注意，这5个配置影响的是一个hdfs文件，是一个hdfs文件。当hdfs文件关闭的时候，这些配置指标会重新开始计算。因为BucketWriter中的open方法里会调用resetCounters方法，这个方法会重置计数器。而基于hdfs.rollInterval的timedRollFuture线程返回值是在close方法中被销毁的。因此，只要close文件，并且open新文件的时候，这5个属性都会重新开始计算。

hdfs.rollInterval与时间有关，当时间达到hdfs.rollInterval配置的秒数，那么会close文件。

hdfs.rollSize与每个event的字节大小有关，当一个一个event的字节相加起来大于等于hdfs.rollSize的时候，那么会close文件。

hdfs.rollCount与事件的个数有关，当事件个数大于等于hdfs.rollCount的时候，那么会close文件。

hdfs.batchSize表示当事件添加到hdfs.batchSize个的时候，也就是说HDFS Sink每次会拿hdfs.batchSize个事件，而且这些所有的事件都写进了同一个hdfs文件，这才会触发本次条件，并且其他4个配置都未达成条件。然后会close文件。

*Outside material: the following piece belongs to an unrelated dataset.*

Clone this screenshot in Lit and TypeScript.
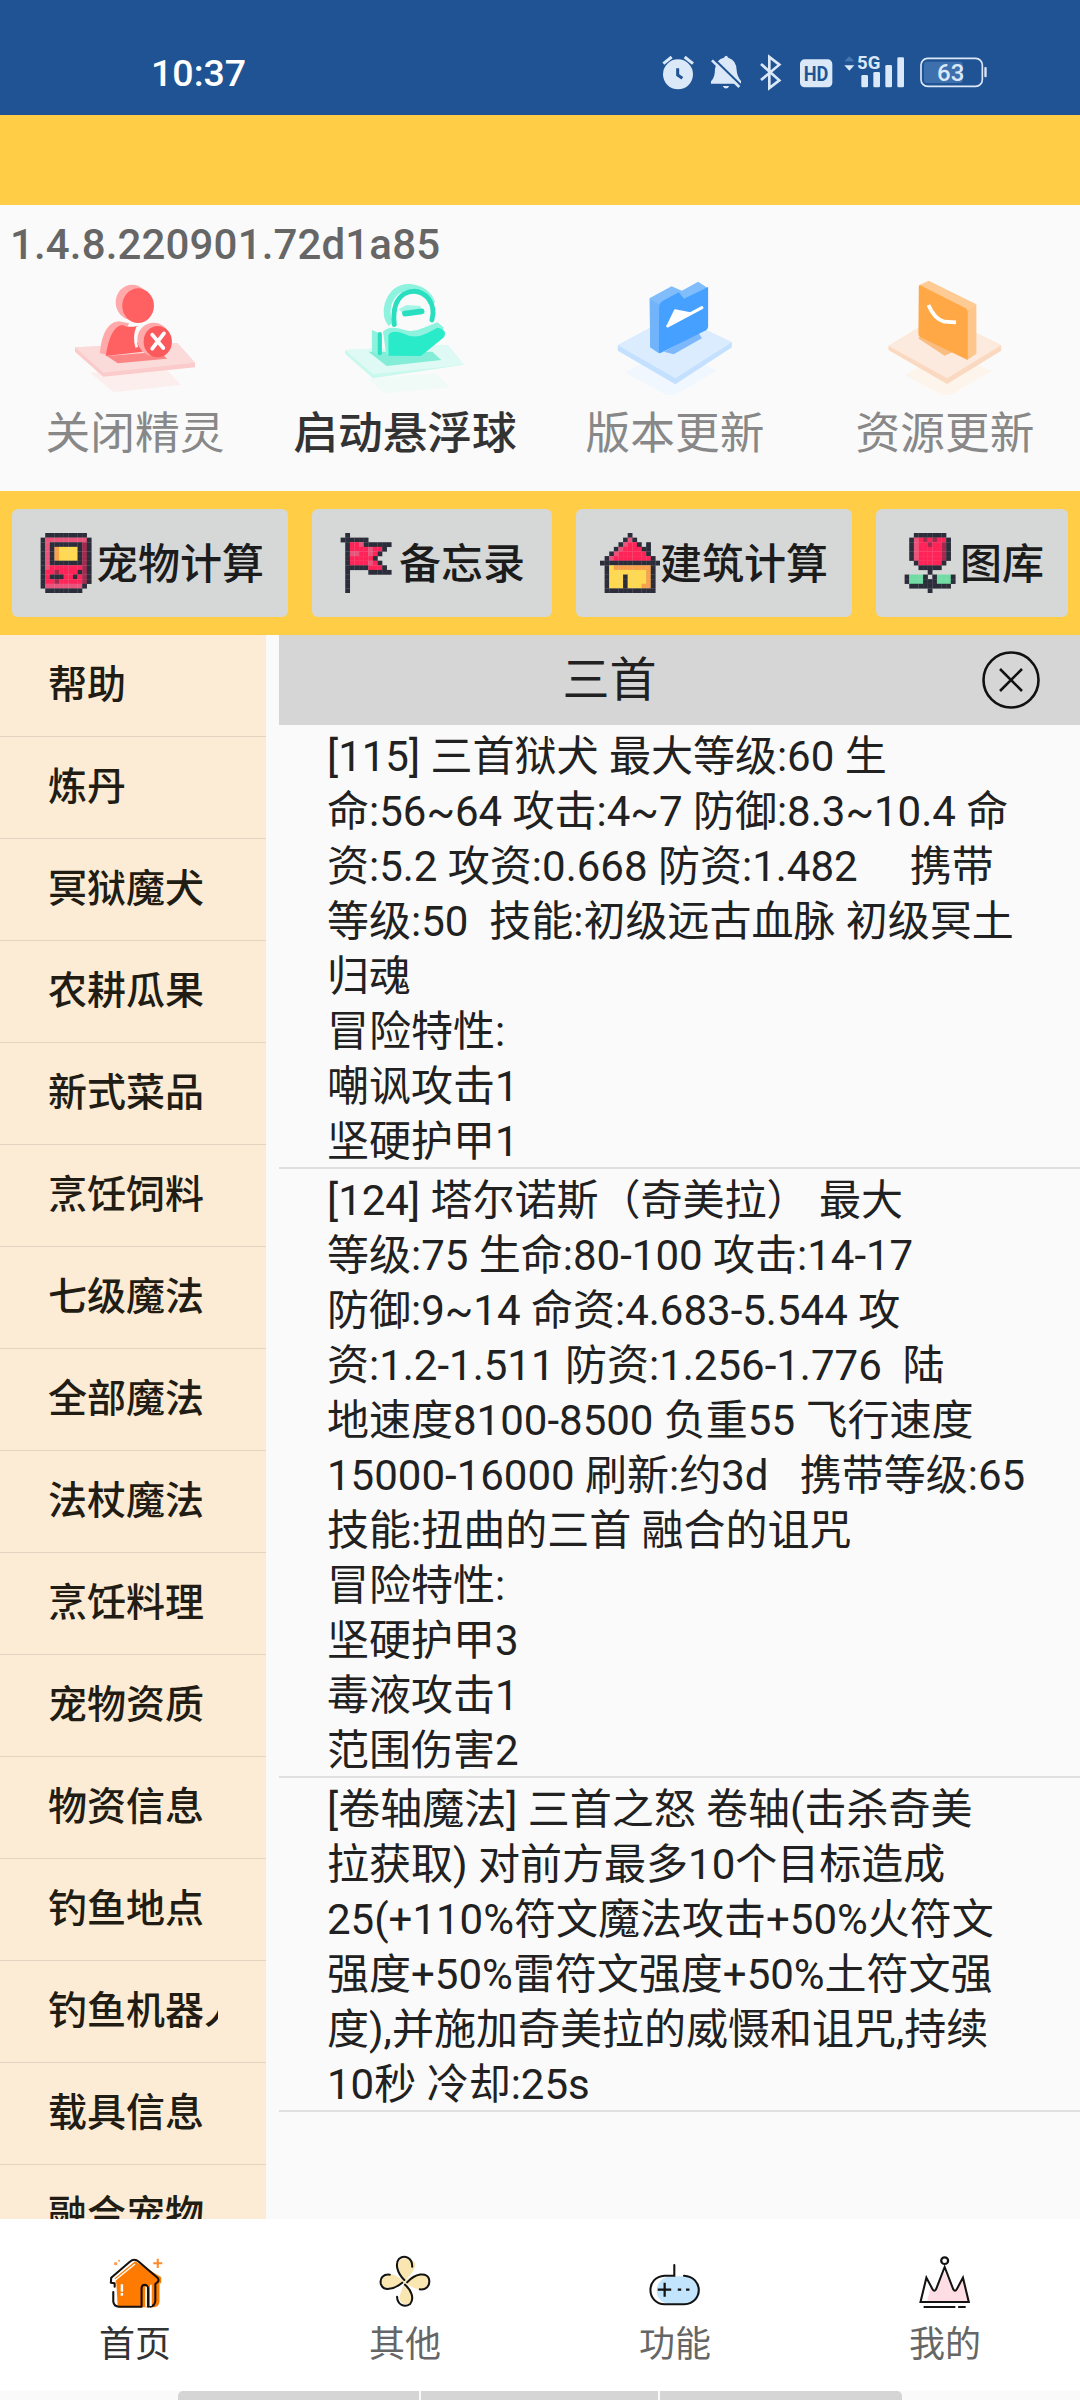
import { css, html, LitElement, svg } from "lit";
import { customElement, property, state } from "lit/decorators.js";
import { classMap } from "lit/directives/class-map.js";

const ACTIONS = [
  { icon: "close-pet", label: "关闭精灵" },
  { icon: "float-ball", label: "启动悬浮球", strong: true },
  { icon: "version", label: "版本更新" },
  { icon: "resource", label: "资源更新" },
];

const TOOLS = [
  { icon: "gameboy", label: "宠物计算", wide: 276 },
  { icon: "flag", label: "备忘录", wide: 240 },
  { icon: "house", label: "建筑计算", wide: 276 },
  { icon: "flower", label: "图库", wide: 192 },
];

const MENU = [
  "帮助",
  "炼丹",
  "冥狱魔犬",
  "农耕瓜果",
  "新式菜品",
  "烹饪饲料",
  "七级魔法",
  "全部魔法",
  "法杖魔法",
  "烹饪料理",
  "宠物资质",
  "物资信息",
  "钓鱼地点",
  "钓鱼机器人",
  "载具信息",
  "融合宠物",
];

const RESULTS = [
  [
    "[115] 三首狱犬 最大等级:60 生",
    "命:56~64 攻击:4~7 防御:8.3~10.4 命",
    "资:5.2 攻资:0.668 防资:1.482     携带",
    "等级:50  技能:初级远古血脉 初级冥土",
    "归魂",
    "冒险特性:",
    "嘲讽攻击1",
    "坚硬护甲1",
  ],
  [
    "[124] 塔尔诺斯（奇美拉） 最大",
    "等级:75 生命:80-100 攻击:14-17",
    "防御:9~14 命资:4.683-5.544 攻",
    "资:1.2-1.511 防资:1.256-1.776  陆",
    "地速度8100-8500 负重55 飞行速度",
    "15000-16000 刷新:约3d   携带等级:65",
    "技能:扭曲的三首 融合的诅咒",
    "冒险特性:",
    "坚硬护甲3",
    "毒液攻击1",
    "范围伤害2",
  ],
  [
    "[卷轴魔法] 三首之怒 卷轴(击杀奇美",
    "拉获取) 对前方最多10个目标造成",
    "25(+110%符文魔法攻击+50%火符文",
    "强度+50%雷符文强度+50%土符文强",
    "度),并施加奇美拉的威慑和诅咒,持续",
    "10秒 冷却:25s",
  ],
];

const TABS = [
  { icon: "home", label: "首页" },
  { icon: "fan", label: "其他" },
  { icon: "gamepad", label: "功能" },
  { icon: "crown", label: "我的" },
];

const PALETTE: Record<string, string> = {
  d: "#2b2d3a",
  r: "#ff2458",
  p: "#e8547c",
  m: "#a3294f",
  y: "#ffd94f",
  o: "#f7a24b",
  g: "#6fdca4",
};

const SPRITES: Record<string, string[]> = {
  gameboy: [
    "..ddddddddd..",
    ".dpppppppppd.",
    ".dpdddddddmd.",
    ".dpdoyyyydmd.",
    ".dpdoyyyydmd.",
    ".dpdoyyyydmd.",
    ".dpdddddddmd.",
    ".dprrrrrrrmd.",
    ".drrmrrrrdmd.",
    ".drdddrrdrmd.",
    ".drrmrrrrrmd.",
    ".dppppppppd..",
    "..dddddddd...",
  ],
  flag: [
    "..d..........",
    ".dddddd......",
    "..drrpdddddd.",
    "..drrrrprrd..",
    "..dpprrprd...",
    "..drrrrrd....",
    "..drrrrprd...",
    "..dddddrrrd..",
    "..d....ddddd.",
    "..d..........",
    "..d..........",
    "..d..........",
    "..d..........",
  ],
  house: [
    "......d......",
    ".....dpd.....",
    "....dprrd.d..",
    "...dprrrrdd..",
    "..dprrrrrrd..",
    ".dprrrrrrrrd.",
    "ddddddddddddd",
    ".dyooooooood.",
    ".dyyyyyyyyod.",
    ".dyyydyyyyod.",
    ".dyyydyyyyod.",
    ".dyyydyyyood.",
    ".ddddddddddd.",
  ],
  flower: [
    "...ddddddd...",
    "..dprmrmrrd..",
    "..dprrmrrmd..",
    "..dprrrrrmd..",
    "..dprrrrrmd..",
    "..dprrrrrmd..",
    "...drrrrrd...",
    "....ddddd....",
    "......d......",
    ".dgggd.dgggd.",
    ".dgggdddgggd.",
    "..ddddddddd..",
    "......d......",
  ],
};

const ISO_ART: Record<string, { box: string; art: unknown }> = {
  "close-pet": {
    box: "218 45 348 360",
    art: svg`
      <path d="M262 338 L480 325 L525 375 L330 397Z" fill="#fdeeee" />
      <path d="M218 262 L515 250 L566 308 V322 L300 350 L218 275Z" fill="#fbcaca" />
      <path d="M218 262 L515 250 L566 308 L300 338Z" fill="#fbdada" />
      <path d="M310 288 L465 275 L485 296 L342 310Z" fill="#fb8585" />
      <path d="M290 280 Q298 188 345 184 L375 190 L330 288Z" fill="#ffa9ab" />
      <path d="M307 288 Q320 200 355 195 Q375 205 400 197 L392 235 L415 275Z" fill="#ff6062" />
      <ellipse cx="384" cy="127" rx="48" ry="53" fill="#ffa9ab" />
      <ellipse cx="401" cy="137" rx="46" ry="52" fill="#ff6062" />
      <path d="M400 200 Q388 230 397 262" fill="none" stroke="#fafafa" stroke-width="8" />
      <ellipse cx="446" cy="238" rx="47" ry="50" fill="#ffa9ab" />
      <ellipse cx="458" cy="245" rx="41" ry="47" fill="#fb5a5d" />
      <path d="M442 224 L474 264 M476 220 L442 266" stroke="#fff" stroke-width="11" stroke-linecap="round" />
    `,
  },
  "float-ball": {
    box: "1002 45 348 360",
    art: svg`
      <path d="M1070 356 L1265 340 L1305 382 L1115 400Z" fill="#f0fbf8" />
      <path d="M1002 270 L1300 255 L1347 314 L1083 355 L1002 281Z" fill="#c9f8ed" />
      <path d="M1002 270 L1300 255 L1347 314 L1083 343Z" fill="#dffaf4" />
      <path d="M1070 275 L1255 275 L1281 300 L1123 318Z" fill="#83edd7" />
      <path d="M1080 210 L1103 220 V285 L1080 275Z" fill="#8df3df" />
      <path d="M1103 222 V280" stroke="#29dfbf" stroke-width="12" stroke-linecap="round" />
      <path d="M1112 215 Q1130 195 1175 210 Q1200 218 1230 203 L1270 187 L1290 204 L1230 260 L1122 285Z" fill="#8df3df" />
      <path d="M1128 225 Q1140 207 1175 222 Q1205 238 1240 220 L1270 203 Q1300 208 1289 232 L1222 288 L1128 287Z" fill="#29ebca" />
      <path d="M1136 192 Q1118 170 1127 132 Q1145 80 1190 82 Q1240 88 1254 130" fill="none" stroke="#8df3df" stroke-width="20" />
      <path d="M1145 194 Q1138 125 1173 102 Q1215 80 1245 117 Q1264 145 1254 180" fill="none" stroke="#29dfbf" stroke-width="14" stroke-linecap="round" />
      <path d="M1158 148 L1180 135 L1220 138 L1225 152 L1175 165Z" fill="#a4f5e5" />
      <path d="M1176 161 L1224 154" stroke="#29dfbf" stroke-width="17" stroke-linecap="round" />
    `,
  },
  version: {
    box: "218 45 348 360",
    art: svg`
      <path d="M247 338 L380 260 L513 332 L380 412Z" fill="#f0f7ff" />
      <path d="M226 256 L390 165 L557 247 V262 L393 373 L226 272Z" fill="#c4e0ff" />
      <path d="M226 256 L390 165 L557 247 L393 355Z" fill="#dbecff" />
      <path d="M360 275 L460 218 L470 235 L388 283Z" fill="#7cb8fb" />
      <path d="M318 115 L382 79 L412 92 L459 65 L488 85 L346 280 L320 262Z" fill="#81bdfb" />
      <path d="M320 118 L346 133 V280 L320 262Z" fill="#72b4fb" />
      <path d="M346 140 Q346 129 357 122 L403 97 L418 116 L488 81 V200 Q487 209 476 214 L350 279 Q345 281 345 274Z" fill="#46a0ff" />
      <path d="M371 196 L392 151 L436 160 Z" fill="#fff" stroke="#fff" stroke-width="6" stroke-linejoin="round" />
      <path d="M371 198 L470 143" stroke="#fff" stroke-width="9" stroke-linecap="round" />
    `,
  },
  resource: {
    box: "1002 45 348 360",
    art: svg`
      <path d="M1060 345 L1180 275 L1312 333 L1180 412Z" fill="#fdf5ec" />
      <path d="M1012 258 L1160 165 L1339 256 V272 L1182 372 L1012 270Z" fill="#fad9c0" />
      <path d="M1012 258 L1160 165 L1339 256 L1182 355Z" fill="#fbeadd" />
      <path d="M1098 235 L1110 225 L1200 275 L1175 287Z" fill="#f9bd83" />
      <path d="M1100 76 L1129 62 L1267 133 L1240 155Z" fill="#ffcb94" />
      <path d="M1240 153 L1267 133 V281 L1240 300Z" fill="#ffc68b" />
      <path d="M1100 79 Q1101 73 1110 79 L1236 145 Q1242 150 1242 156 V300 L1105 232 Q1098 228 1099 219Z" fill="#ffa845" />
      <path d="M1128 135 Q1145 177 1174 185 L1208 187" fill="none" stroke="#fff" stroke-width="11" />
    `,
  },
};

const TAB_ART: Record<string, { box: string; art: unknown }> = {
  home: {
    box: "303 330 174 180",
    art: svg`
      <path d="M331 415 L390 364 L466 412 V430 H461 V485 Q459 502 443 502 H340 L336 430Z" fill="#ff7a00" />
      <path d="M326 426 L390 372 M333 432 V455" fill="none" stroke="#fff" stroke-width="4" />
      <path d="M331 440 V430 L320 428 L321 413 L375 365 Q388 354 401 365 L456 414 Q462 423 451 430 L449 432 V482 Q448 498 434 500 M327 456 V485 Q329 500 344 500 H409 V446 Q409 434 419 434 Q428 436 428 448 V500" fill="none" stroke="#15110c" stroke-width="6" stroke-linecap="round" stroke-linejoin="round" />
      <path d="M422 440 V500" stroke="#fff" stroke-width="5" />
      <path d="M436 434 V498" stroke="#fff" stroke-width="5" />
      <path d="M352 433 V455 M352 459 V467" stroke="#fff" stroke-width="7" />
      <path d="M456 356 V384 M443 370 H469" stroke="#ff8a2b" stroke-width="6" />
      <circle cx="334" cy="371" r="5" fill="#ff9a4a" />
      <circle cx="344" cy="362" r="3" fill="#ff9a4a" />
    `,
  },
  fan: {
    box: "1087 330 174 180",
    art: svg`
      <path d="M1172 425 Q1145 380 1157 362 Q1178 345 1204 370 Q1206 390 1172 425Z M1172 425 Q1133 455 1108 438 Q1096 412 1131 404 Q1140 398 1172 425Z M1172 425 Q1211 390 1238 407 Q1250 430 1228 447 Q1205 453 1172 425Z M1172 425 Q1205 465 1190 490 Q1160 500 1158 470Z" fill="#fae6b0" />
      <path d="M1172 420 C1150 398 1145 370 1157 356 C1172 344 1195 352 1195 380 M1166 428 C1140 450 1110 454 1104 432 C1100 413 1112 402 1130 404 M1180 427 C1205 400 1235 396 1243 415 C1249 437 1235 450 1217 448 M1174 434 C1192 450 1202 475 1189 492 C1172 504 1152 494 1151 470" fill="none" stroke="#131313" stroke-width="6" stroke-linecap="round" />
    `,
  },
  gamepad: {
    box: "303 330 174 180",
    art: svg`
      <rect x="337" y="409" width="126" height="85" rx="42" fill="#c2e5fd" />
      <path d="M388 375 V407 H360 C305 410 305 490 360 493 H417 C474 488 472 410 416 407" fill="none" stroke="#131313" stroke-width="6" stroke-linecap="round" />
      <path d="M340 449 H379 M360 428 V470 M398 449 H408 M422 449 H432" stroke="#131313" stroke-width="6.5" />
    `,
  },
  crown: {
    box: "1087 330 174 180",
    art: svg`
      <path d="M1122 486 L1132 440 L1144 455 L1172 395 L1203 455 L1230 413 L1245 486Z" fill="#fedde4" />
      <path d="M1103 486 L1120 413 L1138 448 Q1143 457 1148 448 L1173 381 L1198 448 Q1203 457 1208 448 L1226 413 L1243 486Z" fill="none" stroke="#131313" stroke-width="6" />
      <circle cx="1173" cy="362" r="10" fill="#fff" stroke="#131313" stroke-width="6.5" />
      <path d="M1112 501 H1204 M1212 501 H1234" stroke="#131313" stroke-width="6.5" />
    `,
  },
};

@customElement("status-bar")
export class StatusBar extends LitElement {
  static styles = css`
    :host {
      display: flex;
      justify-content: space-between;
      align-items: center;
      box-sizing: border-box;
      height: 115px;
      padding: 30px 89px 0 151px;
      background: #1f5393;
      color: #fff;
      font: 500 37.5px/50px Roboto, sans-serif;
    }

    svg {
      display: block;
      width: 330px;
      height: 40px;
    }

    .hd {
      font: 700 62px Roboto, sans-serif;
    }

    .network {
      font: 700 56px Roboto, sans-serif;
    }

    .battery {
      font: 500 70px Roboto, sans-serif;
    }
  `;

  render() {
    return html`
      <span>10:37</span>
      <svg viewBox="63 38 990 120" fill="#dbe8f8">
        <circle cx="114" cy="102" r="45" />
        <path d="M70 70 L95 50 M134 50 L159 70" stroke="#dbe8f8" stroke-width="9" />
        <path d="M113 84 V104 L127 114" fill="none" stroke="#1f5393" stroke-width="9" />

        <path d="M213 130 V123 Q225 112 225 85 Q229 56 252 52 Q258 41 265 52 Q289 59 290 90 Q291 108 303 122 V130Z" />
        <path d="M248 137 H268 Q258 152 248 137Z" />
        <path d="M222 56 L308 140" stroke="#1f5393" stroke-width="7" />
        <path d="M216 60 L298 140" stroke="#dbe8f8" stroke-width="8" />
        <path d="M363 71 L418 120 L388 143 V50 L418 73 L363 119" fill="none" stroke="#dbe8f8" stroke-width="8" />

        <rect x="480" y="57" width="97" height="84" rx="14" />
        <text class="hd" x="528" y="121" text-anchor="middle" fill="#1f5393" textLength="74" lengthAdjust="spacingAndGlyphs">HD</text>

        <path d="M613 63 L628 48 L643 63Z" fill="#4777b0" />
        <path d="M613 75 H643 L628 91Z" />
        <rect x="664" y="104" width="20" height="37" rx="4" />
        <rect x="700" y="95" width="20" height="46" rx="4" />
        <rect x="736" y="74" width="20" height="67" rx="4" />
        <rect x="772" y="51" width="20" height="90" rx="4" />
        <text class="network" x="651" y="87" textLength="70" lengthAdjust="spacingAndGlyphs">5G</text>

        <rect x="852" y="64" width="116" height="64" rx="8" fill="#3f70ae" />
        <rect x="843" y="54" width="184" height="84" rx="20" fill="none" stroke="#dbe8f8" stroke-width="5" />
        <rect x="1033" y="80" width="7" height="31" rx="3" />
        <text class="battery" x="932" y="122" text-anchor="middle" textLength="82" lengthAdjust="spacingAndGlyphs">63</text>
      </svg>
    `;
  }
}

@customElement("pixel-icon")
export class PixelIcon extends LitElement {
  static styles = css`
    :host,
    svg {
      display: block;
      width: 60px;
      height: 60px;
    }
  `;

  @property() name = "";

  render() {
    const rows = SPRITES[this.name] ?? [];
    return html`
      <svg viewBox="0 0 13 13">
        ${rows.map((row, y) =>
          [...row].map((key, x) =>
            key === "."
              ? ""
              : svg`<rect x=${x} y=${y} width="1.04" height="1.04" fill=${PALETTE[key]} />`
          )
        )}
      </svg>
    `;
  }
}

@customElement("app-root")
export class AppRoot extends LitElement {
  static styles = css`
    :host {
      display: flex;
      flex-direction: column;
      width: 1080px;
      height: 2400px;
      overflow: hidden;
      background: #fafafa;
      color: #212121;
      font-family: Roboto, "Noto Sans CJK SC", sans-serif;
    }

    .banner {
      height: 90px;
      background: #ffce46;
    }

    .version {
      box-sizing: border-box;
      height: 70px;
      padding: 15px 10px 0;
      color: #666;
      font-size: 42px;
      font-weight: 500;
      letter-spacing: 0.15px;
      line-height: 50px;
    }

    .actions {
      display: grid;
      grid-template-columns: repeat(4, 1fr);
      height: 216px;
    }

    .action {
      display: flex;
      flex-direction: column;
      align-items: center;
      color: #888;
      font-size: 44.7px;
      line-height: 78px;
      white-space: nowrap;
    }

    .action.strong {
      color: #333;
      font-weight: 500;
    }

    .action svg {
      width: 120px;
      height: 120px;
    }

    .tools {
      display: flex;
      gap: 24px;
      box-sizing: border-box;
      height: 144px;
      padding: 18px 12px;
      background: #ffce46;
    }

    .tool {
      display: flex;
      align-items: center;
      box-sizing: border-box;
      height: 108px;
      padding: 0 24px;
      border: 0;
      border-radius: 6px;
      background: #d6d8d7;
      color: #1c1c1c;
      font: 500 42px/60px Roboto, "Noto Sans CJK SC", sans-serif;
    }

    .tool span {
      flex: 1;
      padding-top: 4px;
      text-align: center;
      white-space: nowrap;
    }

    .content {
      display: flex;
      gap: 13px;
      height: 1584px;
      overflow: hidden;
    }

    .menu {
      flex: none;
      width: 266px;
      background: #fdecd5;
      color: #211c14;
      font-size: 39px;
      font-weight: 500;
    }

    .menu-item {
      box-sizing: border-box;
      height: 102px;
      padding: 0 48px;
      border-bottom: 1px solid #e2d5c4;
      line-height: 101px;
    }

    .menu-item span {
      display: block;
      overflow: hidden;
      white-space: nowrap;
    }

    .panel {
      flex: 1;
    }

    .search {
      display: flex;
      align-items: center;
      box-sizing: border-box;
      height: 90px;
      padding-right: 39px;
      background: #d6d6d6;
      font-size: 47px;
      line-height: 92px;
    }

    .search span {
      flex: 1;
      padding-right: 41px;
      text-align: center;
    }

    .search svg {
      width: 60px;
      height: 60px;
      fill: none;
      stroke: #111;
      stroke-width: 2.6;
    }

    .result {
      padding: 4px 0 0 48px;
      border-bottom: 2px solid #e0e0e0;
      font-size: 42px;
      line-height: 55px;
    }

    .lines {
      margin-bottom: -2px;
      white-space: pre;
    }

    .tabs {
      display: grid;
      grid-template-columns: repeat(4, 1fr);
      flex: none;
      box-sizing: border-box;
      height: 172px;
      padding-top: 31px;
      background: #fff;
    }

    .tab {
      display: flex;
      flex-direction: column;
      align-items: center;
      color: #666;
      font-size: 36px;
      line-height: 70px;
    }

    .tab.active {
      color: #333;
    }

    .tab svg {
      width: 60px;
      height: 60px;
    }

    .gesture {
      display: grid;
      grid-template-columns: 241px 1fr 242px;
      gap: 2px;
      width: 724px;
      height: 9px;
      margin: 0 auto;
      border-radius: 5px 5px 0 0;
      overflow: hidden;
    }

    .gesture i {
      background: #d5d5d5;
    }
  `;

  @state() private tab = "home";

  private art(source: { box: string; art: unknown }) {
    return html`<svg viewBox=${source.box} preserveAspectRatio="none">
      ${source.art}
    </svg>`;
  }

  render() {
    return html`
      <status-bar></status-bar>
      <div class="banner"></div>
      <div class="version">1.4.8.220901.72d1a85</div>

      <div class="actions">
        ${ACTIONS.map(
          (item) => html`
            <div class=${classMap({ action: true, strong: !!item.strong })}>
              ${this.art(ISO_ART[item.icon])}
              <span>${item.label}</span>
            </div>
          `
        )}
      </div>

      <div class="tools">
        ${TOOLS.map(
          (item) => html`
            <button class="tool" style="width: ${item.wide}px">
              <pixel-icon name=${item.icon}></pixel-icon>
              <span>${item.label}</span>
            </button>
          `
        )}
      </div>

      <div class="content">
        <div class="menu">
          ${MENU.map(
            (label) => html`<div class="menu-item"><span>${label}</span></div>`
          )}
        </div>
        <div class="panel">
          <div class="search">
            <span>三首</span>
            <svg viewBox="0 0 60 60">
              <circle cx="30" cy="30" r="27.5" />
              <path d="M19 19 L41 41 M41 19 L19 41" />
            </svg>
          </div>
          ${RESULTS.map(
            (lines) => html`
              <div class="result">
                <div class="lines">${lines.join("\n")}</div>
              </div>
            `
          )}
        </div>
      </div>

      <div class="tabs">
        ${TABS.map(
          (item) => html`
            <div
              class=${classMap({ tab: true, active: item.icon === this.tab })}
              @click=${() => (this.tab = item.icon)}
            >
              ${this.art(TAB_ART[item.icon])}
              <span>${item.label}</span>
            </div>
          `
        )}
      </div>
      <div class="gesture"><i></i><i></i><i></i></div>
    `;
  }
}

hdfs.minBlockReplicas表示期望hdfs对文件最小的复制块数。所以有时候我们配置了hdfs.rollInterval，hdfs.rollSize，hdfs.rollCount这3个参数，并且这3个参数都没有符合条件，但是还是生成了多个文件，这就是因为这个参数导致的，而且这个参数的优先级比hdfs.rollSize，hdfs.rollCount要高。